Nonostante le vittorie di Arbedo e Maclodio lo abbiano consacrato come uno dei più valenti condottieri del XV secolo, ben poco si sa realmente delle tecniche militari del Carmagnola.
Sicura è però la ferrea disciplina che imponeva ai soldati e la preferenza (specialmente nelle campagne del 1417-18) per le colonne poco numerose di uomini ben addestrati, le quali permettevano una certa velocità di movimento.

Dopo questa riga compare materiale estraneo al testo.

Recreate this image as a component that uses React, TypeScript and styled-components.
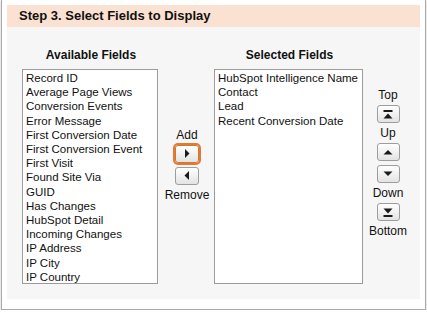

Generalmente dava prova di grande serietà professionale e di inflessibile crudeltà, anche se non è sicuro se le sue vittorie derivassero dal suo stesso genio militare o dai consigli di Filippo Maria Visconti.
Di temperamento irascibile e di indubbio coraggio aveva spiccate doti naturali di condottiero, di capo severo e di organizzatore efficiente, ma non sembra che egli abbia contribuito alla formazione di una scuola o allo sviluppo di nuove tecniche.
A prova di ciò stanno le deboli vittorie ottenute dopo la dipartita dal servizio milanese e il conseguente declino delle sue doti di condottiero.
Inoltre la riluttanza ad impegnare a fondo le proprie truppe nelle campagne del 1427 e del 1431 derivò anche dal doversi scontrare con gli eserciti guidati da Francesco Sforza (il quale, insieme a Braccio da Montone, aveva sviluppato sistemi tattici differenti dalla formazione che lo stesso Carmagnola aveva avuto al servizio di Facino Cane nei primi anni del XV secolo).
Le vittorie di Arbedo e Maclodio, infine, furono ottenute dalla concentrazione di forze preponderanti dispiegate su un terreno accuratamente scelto, piuttosto che da genio o talento militare puro.
La sua prudenza, che insisteva sul fattore della superiorità schiacciante delle forze, contribuì la rigonfiamento dell'esercito veneziano in quegli anni (il quale fu stimato in 22.000 cavalli, 8.000 fanti e 6.000 uomini della milizia).